Le centre culturel Marc Sangnier

Le centre culturel Marc Sangnier de Mont-Saint-Aignan
Même lorsque je ne suis plus en âge de fréquenter sa garderie, le centre culturel Marc Sangnier de Mont-Saint-Aignan continue de m'accueillir au travers de ses activités pour enfants du mercredi après-midi : dessin, peinture, musique, poterie, ou jeux d'équipe (balle au prisonnier, béret... ) auxquels nous nous livrons sur l'esplanade qui fait face au centre, sous le regard des autres enfants du quartier, qui eux, libres, peuvent retourner à leur maison quand bon leur semble. Parfois, nous faisons une promenade autour du centre, en marchant comme un régiment en campagne, sous le regard vigilant d'un moniteur, entre les barres d'immeubles qui occupent le "plateau" de Mont-Saint-Aignan. La peinture et les promenades restent sans doute mes activités préférées. J'aime bien les jeux d'équipe aussi, si je suis d'humeur sociable ce jour-là. A ces jeux collectifs, la présence active du moniteur est importante, autrement, ça devient vite n'importe quoi et ce sont toujours les plus grands et les plus costauds qui finissent par imposer leur loi.
Vient l'heure de la distribution du goûter : des sachets de pain d'épices aux fruits qu'Odile, la monitrice principale, tire d'un grand carton. Une espèce d'orangeade nous est servie dans des gobelets en plastique.
Lorsque vers 18 heures maman surgit à l'entrée de la petite bibliothèque, où se terminent généralement ces après-midis pour enfants, je suis plongé dans la lecture d'une bande dessinée.
Nous allons ensuite ensemble récupérer ma sœur Sarah à la garderie, avant de nous rendre tous les trois place Colbert faire quelques courses. Avec un peu de chance, j'arrive à faire acheter à ma mère un magazine ou un petit jouet en plastique chez le marchand de journaux. Mais une pâtisserie chez le boulanger, ce n'est même pas la peine d'y songer : « Mais non, voyons, il est 6 heures, vous allez bientôt dîner ! »
Gna gna gna...

En pleine activité artistique
En fait, j'aime bien ces mercredi après-midi au centre Marc Sangnier, mais ils m'empêchent de voir certains de mes amis d'école primaire, comme mes voisins Patrick ou Antoine.
Ces après-midi avaient d'ailleurs assez mal commencé, puisqu'au cours d'une des premières séances à laquelle je participe, en 1980, nous assistons à un spectacle de marionnettes chinoises, dont l'apparition me cause une telle frayeur que je quitte la salle presque immédiatement, et qu'une monitrice doit déployer tous ses talents de pédagogue pour m'y ramener. Quand je vous dis que je suis impressionnable !

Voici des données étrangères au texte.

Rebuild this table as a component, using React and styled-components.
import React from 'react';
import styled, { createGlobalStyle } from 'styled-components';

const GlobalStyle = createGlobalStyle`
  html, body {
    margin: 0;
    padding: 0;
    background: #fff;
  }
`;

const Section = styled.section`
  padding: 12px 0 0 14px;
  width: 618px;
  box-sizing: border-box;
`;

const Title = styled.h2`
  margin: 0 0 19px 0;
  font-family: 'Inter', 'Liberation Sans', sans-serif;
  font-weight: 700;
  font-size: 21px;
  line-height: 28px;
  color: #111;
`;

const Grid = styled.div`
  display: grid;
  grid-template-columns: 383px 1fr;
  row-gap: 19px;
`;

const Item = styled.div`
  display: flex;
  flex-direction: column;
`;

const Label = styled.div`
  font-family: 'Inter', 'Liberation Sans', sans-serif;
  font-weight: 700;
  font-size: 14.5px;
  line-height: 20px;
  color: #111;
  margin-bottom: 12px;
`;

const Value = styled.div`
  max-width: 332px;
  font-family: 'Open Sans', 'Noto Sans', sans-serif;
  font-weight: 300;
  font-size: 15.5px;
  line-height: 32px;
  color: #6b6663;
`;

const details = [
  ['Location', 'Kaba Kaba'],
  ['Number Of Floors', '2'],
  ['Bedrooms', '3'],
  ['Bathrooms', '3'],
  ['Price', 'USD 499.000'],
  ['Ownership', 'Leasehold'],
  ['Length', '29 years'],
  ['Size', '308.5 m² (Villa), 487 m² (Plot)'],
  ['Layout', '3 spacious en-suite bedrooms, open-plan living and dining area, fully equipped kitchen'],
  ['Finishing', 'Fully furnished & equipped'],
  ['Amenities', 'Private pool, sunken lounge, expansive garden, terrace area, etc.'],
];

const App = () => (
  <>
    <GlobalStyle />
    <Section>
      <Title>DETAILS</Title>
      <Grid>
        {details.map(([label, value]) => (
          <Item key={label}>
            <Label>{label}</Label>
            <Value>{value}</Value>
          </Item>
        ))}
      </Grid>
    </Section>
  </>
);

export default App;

On sera ravi d'apprendre que c'est également au centre Marc Sangnier qu'on m'administre mes premiers rappels de vaccin, dans l'atmosphère froide et aseptisée de son centre d'action sociale, là où un médecin, toujours la même, me plante rageusement son horrible cuti dans le bras, sous la lumière grise et terne qui filtre des voilages aux fenêtres.

En 1981, les activités pour enfants sont délocalisées au Centre de Loisirs, à la lisière de la forêt Verte. Cette fois, je m'y rends accompagné de ma sœur Sarah, qui a grandi entretemps. On s'y fera des amis de circonstance, des gens dont j'oublierai rapidement les prénoms et les visages lorsque mon entrée au collège mettra un terme à ces activités hebdomadaires d'éveil et d'éducation populaire, à l'ombre du nom d'un homme dont j'ignorais alors tout, Marc Sangnier, démocrate chrétien et militant pacifiste du début du vingtième siècle... un nom pour le moins mystérieux, à mes oreilles de petit d'homme en tout cas : marque-sang-nié.